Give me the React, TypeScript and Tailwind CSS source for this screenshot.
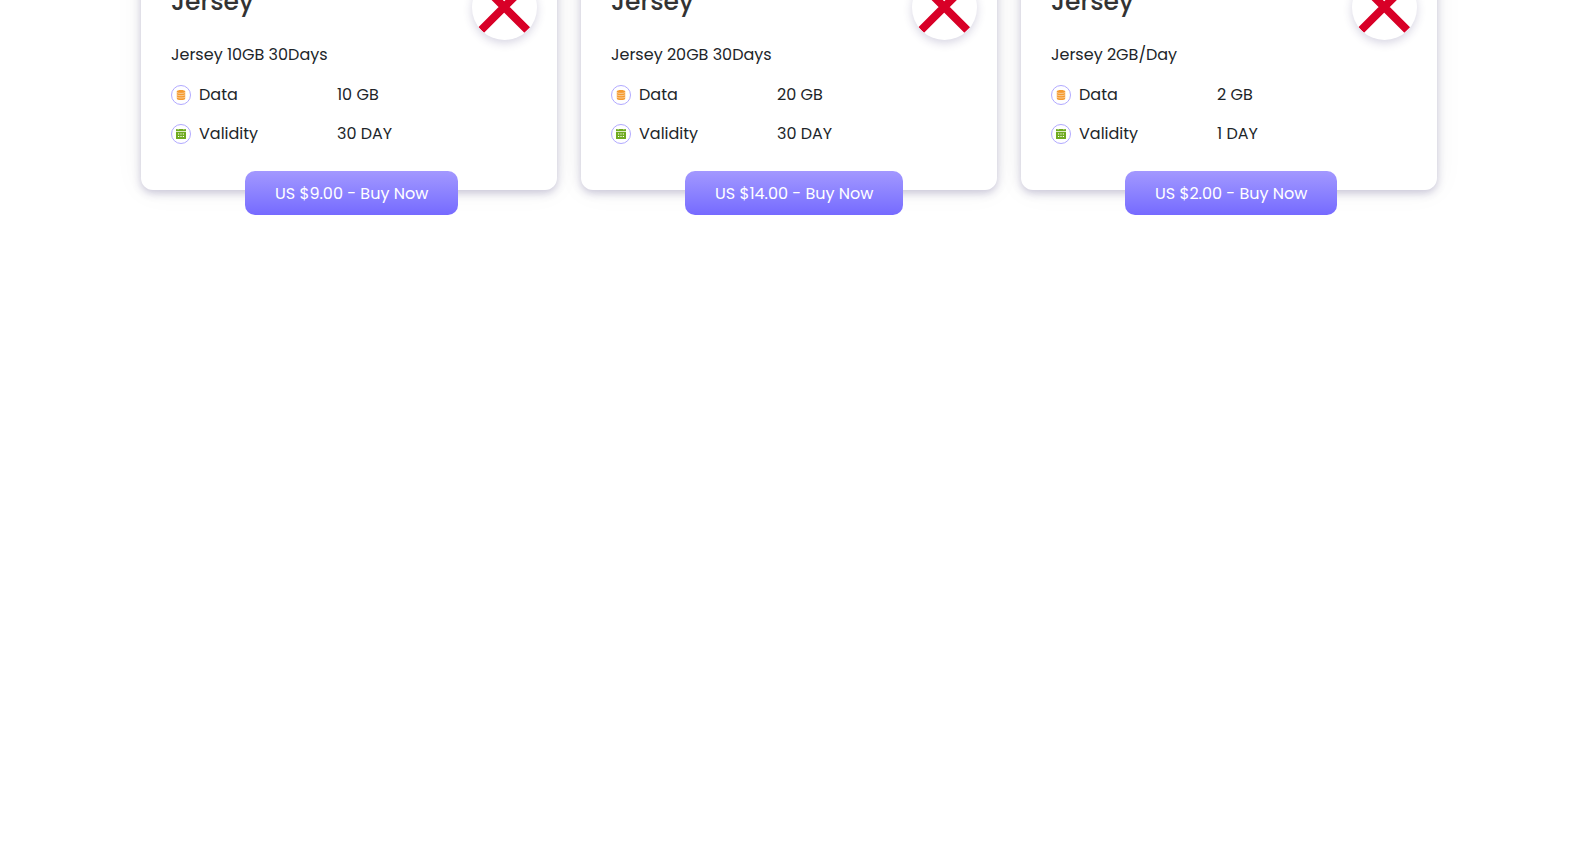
* * *
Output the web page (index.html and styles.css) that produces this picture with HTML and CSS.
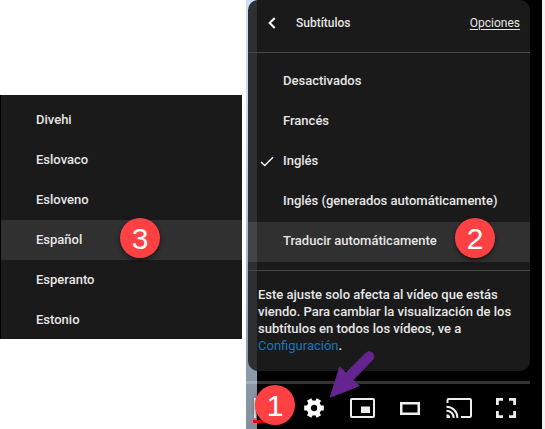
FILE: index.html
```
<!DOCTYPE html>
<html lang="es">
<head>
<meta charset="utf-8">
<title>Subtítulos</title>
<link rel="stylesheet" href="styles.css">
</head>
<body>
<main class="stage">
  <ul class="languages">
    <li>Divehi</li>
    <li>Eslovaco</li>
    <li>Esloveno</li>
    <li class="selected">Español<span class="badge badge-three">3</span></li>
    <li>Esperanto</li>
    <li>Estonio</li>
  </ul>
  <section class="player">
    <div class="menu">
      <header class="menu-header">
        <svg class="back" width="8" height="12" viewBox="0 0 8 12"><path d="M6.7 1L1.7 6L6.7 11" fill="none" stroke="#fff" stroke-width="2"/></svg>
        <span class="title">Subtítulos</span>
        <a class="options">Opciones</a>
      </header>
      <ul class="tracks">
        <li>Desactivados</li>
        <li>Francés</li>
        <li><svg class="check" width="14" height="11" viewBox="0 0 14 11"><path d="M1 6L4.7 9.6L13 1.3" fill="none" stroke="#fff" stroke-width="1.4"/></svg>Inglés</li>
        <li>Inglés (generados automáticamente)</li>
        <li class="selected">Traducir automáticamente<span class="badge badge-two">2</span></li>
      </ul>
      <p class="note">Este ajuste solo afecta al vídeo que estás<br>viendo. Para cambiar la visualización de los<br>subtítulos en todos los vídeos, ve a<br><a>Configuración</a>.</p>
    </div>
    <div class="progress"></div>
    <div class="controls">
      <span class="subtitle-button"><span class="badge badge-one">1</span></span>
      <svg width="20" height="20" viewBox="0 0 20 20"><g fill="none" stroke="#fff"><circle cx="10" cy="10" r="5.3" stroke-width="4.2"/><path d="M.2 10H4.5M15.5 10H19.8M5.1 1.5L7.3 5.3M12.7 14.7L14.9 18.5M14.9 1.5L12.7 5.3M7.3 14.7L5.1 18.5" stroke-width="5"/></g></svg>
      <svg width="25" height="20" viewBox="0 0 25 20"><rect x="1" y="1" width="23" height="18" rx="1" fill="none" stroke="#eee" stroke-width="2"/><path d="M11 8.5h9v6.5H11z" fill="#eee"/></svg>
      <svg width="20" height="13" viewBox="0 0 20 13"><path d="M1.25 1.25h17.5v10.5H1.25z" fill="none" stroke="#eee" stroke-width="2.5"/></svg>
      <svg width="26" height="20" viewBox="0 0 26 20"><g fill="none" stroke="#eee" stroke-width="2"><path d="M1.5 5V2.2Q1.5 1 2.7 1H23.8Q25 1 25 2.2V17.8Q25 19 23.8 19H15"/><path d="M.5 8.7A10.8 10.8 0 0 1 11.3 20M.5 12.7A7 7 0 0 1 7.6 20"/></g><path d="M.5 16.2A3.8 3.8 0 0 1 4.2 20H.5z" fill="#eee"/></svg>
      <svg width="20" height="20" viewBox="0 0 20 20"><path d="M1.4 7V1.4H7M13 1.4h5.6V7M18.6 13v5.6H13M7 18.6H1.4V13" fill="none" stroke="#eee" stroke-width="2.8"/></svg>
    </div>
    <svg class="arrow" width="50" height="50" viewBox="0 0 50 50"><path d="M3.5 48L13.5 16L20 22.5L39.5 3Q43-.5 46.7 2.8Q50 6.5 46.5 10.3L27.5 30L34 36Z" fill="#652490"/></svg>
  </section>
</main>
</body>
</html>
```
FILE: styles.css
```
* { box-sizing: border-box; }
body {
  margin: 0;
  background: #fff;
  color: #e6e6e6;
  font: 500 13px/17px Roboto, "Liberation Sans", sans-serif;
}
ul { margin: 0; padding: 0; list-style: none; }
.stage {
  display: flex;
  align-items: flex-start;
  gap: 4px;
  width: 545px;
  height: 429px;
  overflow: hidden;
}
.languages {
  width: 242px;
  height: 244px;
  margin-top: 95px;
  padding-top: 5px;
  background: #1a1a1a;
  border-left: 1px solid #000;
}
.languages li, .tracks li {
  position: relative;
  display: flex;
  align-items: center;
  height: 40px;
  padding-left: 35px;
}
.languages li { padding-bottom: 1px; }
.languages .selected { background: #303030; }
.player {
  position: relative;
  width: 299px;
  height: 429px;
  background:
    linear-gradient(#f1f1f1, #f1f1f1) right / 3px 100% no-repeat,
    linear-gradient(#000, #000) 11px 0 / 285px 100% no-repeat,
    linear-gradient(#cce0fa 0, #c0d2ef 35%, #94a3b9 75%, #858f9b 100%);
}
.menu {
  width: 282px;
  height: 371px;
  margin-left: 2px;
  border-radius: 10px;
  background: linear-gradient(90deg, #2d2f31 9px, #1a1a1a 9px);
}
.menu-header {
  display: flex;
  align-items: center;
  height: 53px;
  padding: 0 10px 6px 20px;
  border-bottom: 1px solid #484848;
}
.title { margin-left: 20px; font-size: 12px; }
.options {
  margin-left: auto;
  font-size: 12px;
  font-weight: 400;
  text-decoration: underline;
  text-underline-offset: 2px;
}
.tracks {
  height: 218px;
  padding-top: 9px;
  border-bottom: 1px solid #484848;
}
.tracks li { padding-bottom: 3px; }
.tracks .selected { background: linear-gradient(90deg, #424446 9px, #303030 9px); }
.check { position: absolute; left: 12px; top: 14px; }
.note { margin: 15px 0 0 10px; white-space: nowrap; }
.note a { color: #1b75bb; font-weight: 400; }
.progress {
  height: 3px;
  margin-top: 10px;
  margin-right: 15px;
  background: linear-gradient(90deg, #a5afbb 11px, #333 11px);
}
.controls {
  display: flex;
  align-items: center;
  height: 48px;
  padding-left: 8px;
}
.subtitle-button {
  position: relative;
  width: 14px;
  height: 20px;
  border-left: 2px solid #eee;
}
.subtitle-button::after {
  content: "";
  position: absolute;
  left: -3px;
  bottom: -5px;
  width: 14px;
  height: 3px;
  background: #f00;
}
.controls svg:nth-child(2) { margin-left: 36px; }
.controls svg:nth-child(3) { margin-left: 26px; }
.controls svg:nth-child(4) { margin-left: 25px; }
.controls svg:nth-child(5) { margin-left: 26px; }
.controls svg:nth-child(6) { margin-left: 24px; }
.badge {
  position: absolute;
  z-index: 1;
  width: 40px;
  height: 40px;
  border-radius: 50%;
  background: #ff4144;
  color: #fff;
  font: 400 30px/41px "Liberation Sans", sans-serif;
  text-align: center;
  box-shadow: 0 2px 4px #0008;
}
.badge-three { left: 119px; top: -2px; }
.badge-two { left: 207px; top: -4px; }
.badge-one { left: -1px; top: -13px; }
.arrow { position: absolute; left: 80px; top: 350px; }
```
* * *
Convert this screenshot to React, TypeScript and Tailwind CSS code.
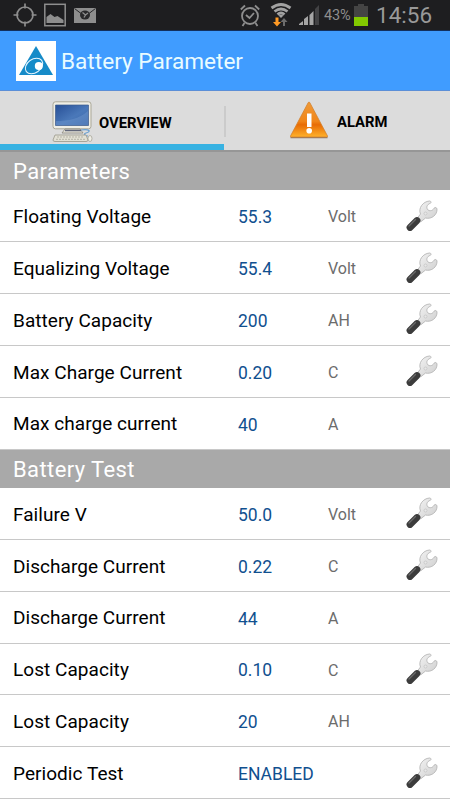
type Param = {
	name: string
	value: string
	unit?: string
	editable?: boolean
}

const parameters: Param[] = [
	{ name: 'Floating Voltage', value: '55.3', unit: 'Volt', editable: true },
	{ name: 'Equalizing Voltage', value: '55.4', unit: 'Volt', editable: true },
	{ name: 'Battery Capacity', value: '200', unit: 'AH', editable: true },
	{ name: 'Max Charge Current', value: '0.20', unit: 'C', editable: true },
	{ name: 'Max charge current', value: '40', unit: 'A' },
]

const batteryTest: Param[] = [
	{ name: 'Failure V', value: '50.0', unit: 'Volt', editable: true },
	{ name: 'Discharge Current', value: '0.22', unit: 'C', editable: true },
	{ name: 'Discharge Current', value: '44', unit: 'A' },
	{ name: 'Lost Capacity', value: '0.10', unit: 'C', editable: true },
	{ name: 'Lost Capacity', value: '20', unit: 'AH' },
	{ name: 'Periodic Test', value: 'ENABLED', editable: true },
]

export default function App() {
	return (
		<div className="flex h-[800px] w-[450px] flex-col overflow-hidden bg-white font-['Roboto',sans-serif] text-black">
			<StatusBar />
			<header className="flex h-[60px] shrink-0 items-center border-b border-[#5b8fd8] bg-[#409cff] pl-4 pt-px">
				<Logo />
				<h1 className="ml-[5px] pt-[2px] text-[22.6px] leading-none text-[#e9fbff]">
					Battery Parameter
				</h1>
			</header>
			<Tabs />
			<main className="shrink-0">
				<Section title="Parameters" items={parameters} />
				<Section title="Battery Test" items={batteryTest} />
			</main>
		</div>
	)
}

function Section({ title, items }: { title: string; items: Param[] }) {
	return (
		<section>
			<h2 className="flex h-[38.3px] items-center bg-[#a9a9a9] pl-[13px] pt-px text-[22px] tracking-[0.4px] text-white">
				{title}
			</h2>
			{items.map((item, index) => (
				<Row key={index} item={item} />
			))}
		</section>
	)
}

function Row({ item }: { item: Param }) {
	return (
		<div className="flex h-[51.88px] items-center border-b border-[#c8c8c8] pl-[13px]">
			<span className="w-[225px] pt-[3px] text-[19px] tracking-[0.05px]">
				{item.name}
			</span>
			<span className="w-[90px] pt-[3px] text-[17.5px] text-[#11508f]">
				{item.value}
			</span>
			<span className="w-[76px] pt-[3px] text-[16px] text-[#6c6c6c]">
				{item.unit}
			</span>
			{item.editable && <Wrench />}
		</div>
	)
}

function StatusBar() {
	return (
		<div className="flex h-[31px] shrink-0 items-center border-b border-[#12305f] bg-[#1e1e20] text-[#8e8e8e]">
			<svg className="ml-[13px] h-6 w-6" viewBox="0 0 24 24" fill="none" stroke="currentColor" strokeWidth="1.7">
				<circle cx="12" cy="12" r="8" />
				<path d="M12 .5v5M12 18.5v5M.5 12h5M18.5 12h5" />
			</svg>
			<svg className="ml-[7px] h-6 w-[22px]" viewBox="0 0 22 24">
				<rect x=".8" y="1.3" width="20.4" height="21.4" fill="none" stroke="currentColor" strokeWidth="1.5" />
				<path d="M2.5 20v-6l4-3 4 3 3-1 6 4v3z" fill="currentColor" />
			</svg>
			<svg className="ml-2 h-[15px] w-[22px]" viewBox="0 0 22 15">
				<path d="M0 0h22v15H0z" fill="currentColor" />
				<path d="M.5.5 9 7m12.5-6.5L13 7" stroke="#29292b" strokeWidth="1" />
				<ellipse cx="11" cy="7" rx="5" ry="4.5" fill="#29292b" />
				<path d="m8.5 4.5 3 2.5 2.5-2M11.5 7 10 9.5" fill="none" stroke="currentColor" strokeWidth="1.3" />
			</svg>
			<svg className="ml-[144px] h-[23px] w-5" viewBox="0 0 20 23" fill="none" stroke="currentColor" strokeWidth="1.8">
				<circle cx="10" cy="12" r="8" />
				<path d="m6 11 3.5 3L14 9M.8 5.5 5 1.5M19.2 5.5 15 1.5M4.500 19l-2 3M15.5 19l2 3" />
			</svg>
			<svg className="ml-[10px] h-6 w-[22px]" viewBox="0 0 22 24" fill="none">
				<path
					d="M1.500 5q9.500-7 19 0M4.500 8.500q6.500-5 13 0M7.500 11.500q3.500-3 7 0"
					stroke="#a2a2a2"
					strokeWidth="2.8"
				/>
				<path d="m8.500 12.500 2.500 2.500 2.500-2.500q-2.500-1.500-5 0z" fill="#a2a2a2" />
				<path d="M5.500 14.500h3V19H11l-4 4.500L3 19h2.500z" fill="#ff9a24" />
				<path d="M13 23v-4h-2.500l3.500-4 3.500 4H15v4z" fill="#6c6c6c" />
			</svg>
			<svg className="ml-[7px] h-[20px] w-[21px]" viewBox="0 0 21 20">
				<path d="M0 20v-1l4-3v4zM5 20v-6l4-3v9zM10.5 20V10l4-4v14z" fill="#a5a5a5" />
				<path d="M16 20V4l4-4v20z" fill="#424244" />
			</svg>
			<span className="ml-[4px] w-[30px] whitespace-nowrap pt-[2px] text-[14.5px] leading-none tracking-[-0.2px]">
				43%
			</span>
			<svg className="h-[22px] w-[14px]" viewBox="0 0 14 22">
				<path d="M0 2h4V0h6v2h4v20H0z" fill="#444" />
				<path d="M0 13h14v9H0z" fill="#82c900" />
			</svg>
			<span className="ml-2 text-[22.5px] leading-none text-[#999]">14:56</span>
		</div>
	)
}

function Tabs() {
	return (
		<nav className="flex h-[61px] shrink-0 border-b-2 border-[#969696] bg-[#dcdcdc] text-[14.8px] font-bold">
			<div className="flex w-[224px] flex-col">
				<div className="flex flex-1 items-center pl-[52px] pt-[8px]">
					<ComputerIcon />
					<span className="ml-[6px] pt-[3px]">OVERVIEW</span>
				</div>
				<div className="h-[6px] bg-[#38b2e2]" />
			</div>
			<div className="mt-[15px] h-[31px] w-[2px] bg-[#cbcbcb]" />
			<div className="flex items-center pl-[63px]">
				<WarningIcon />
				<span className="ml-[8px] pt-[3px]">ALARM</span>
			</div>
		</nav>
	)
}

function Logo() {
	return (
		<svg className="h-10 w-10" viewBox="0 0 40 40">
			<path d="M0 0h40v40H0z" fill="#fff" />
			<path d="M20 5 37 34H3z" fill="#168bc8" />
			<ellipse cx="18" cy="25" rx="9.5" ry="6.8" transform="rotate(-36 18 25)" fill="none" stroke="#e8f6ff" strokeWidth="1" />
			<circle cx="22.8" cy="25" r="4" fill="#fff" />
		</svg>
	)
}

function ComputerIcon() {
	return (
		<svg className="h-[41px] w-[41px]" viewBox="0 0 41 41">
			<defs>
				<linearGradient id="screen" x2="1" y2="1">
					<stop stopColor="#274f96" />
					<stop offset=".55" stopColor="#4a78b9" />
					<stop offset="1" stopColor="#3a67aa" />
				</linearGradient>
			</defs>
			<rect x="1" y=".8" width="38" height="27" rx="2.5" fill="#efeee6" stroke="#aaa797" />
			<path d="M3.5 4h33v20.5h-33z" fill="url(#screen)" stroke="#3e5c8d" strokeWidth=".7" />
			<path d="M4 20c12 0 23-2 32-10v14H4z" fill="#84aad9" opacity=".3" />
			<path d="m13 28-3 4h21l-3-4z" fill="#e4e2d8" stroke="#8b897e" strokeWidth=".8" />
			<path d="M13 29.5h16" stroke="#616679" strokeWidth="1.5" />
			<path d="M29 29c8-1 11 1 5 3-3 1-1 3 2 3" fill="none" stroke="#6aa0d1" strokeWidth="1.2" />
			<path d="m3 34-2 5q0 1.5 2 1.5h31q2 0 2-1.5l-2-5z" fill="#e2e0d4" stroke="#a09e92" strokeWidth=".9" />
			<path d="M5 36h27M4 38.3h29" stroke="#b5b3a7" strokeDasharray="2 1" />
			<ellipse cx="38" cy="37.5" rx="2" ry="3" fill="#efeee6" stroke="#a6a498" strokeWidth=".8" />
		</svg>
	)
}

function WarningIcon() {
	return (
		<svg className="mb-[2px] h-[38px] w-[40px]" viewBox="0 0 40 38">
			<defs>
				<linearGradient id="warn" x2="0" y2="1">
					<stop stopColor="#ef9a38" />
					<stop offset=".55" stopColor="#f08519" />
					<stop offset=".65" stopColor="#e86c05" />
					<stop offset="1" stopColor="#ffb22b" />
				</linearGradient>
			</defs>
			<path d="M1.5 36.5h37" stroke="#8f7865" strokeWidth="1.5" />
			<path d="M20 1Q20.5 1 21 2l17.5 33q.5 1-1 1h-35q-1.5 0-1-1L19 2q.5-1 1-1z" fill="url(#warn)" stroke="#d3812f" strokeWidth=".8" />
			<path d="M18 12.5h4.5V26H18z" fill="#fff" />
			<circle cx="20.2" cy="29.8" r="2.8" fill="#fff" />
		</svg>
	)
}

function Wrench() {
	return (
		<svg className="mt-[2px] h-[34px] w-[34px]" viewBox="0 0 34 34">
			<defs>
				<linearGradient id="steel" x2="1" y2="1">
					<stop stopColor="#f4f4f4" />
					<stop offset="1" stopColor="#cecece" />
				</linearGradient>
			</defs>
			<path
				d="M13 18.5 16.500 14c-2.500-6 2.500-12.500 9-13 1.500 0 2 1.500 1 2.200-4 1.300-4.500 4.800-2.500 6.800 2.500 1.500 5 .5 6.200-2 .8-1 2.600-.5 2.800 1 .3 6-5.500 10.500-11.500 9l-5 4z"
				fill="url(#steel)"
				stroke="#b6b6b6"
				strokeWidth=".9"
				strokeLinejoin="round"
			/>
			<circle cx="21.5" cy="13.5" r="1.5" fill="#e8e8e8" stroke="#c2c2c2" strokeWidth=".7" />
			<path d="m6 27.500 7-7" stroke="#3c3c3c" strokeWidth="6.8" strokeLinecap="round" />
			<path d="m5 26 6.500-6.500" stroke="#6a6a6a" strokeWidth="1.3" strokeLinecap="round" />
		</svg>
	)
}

#### [THE REQUEST]
Find the count of lines in the data above where the string "index" occurs. Provide that number alone.

#### [RESPONSE FOR THIS EXERCISE]
5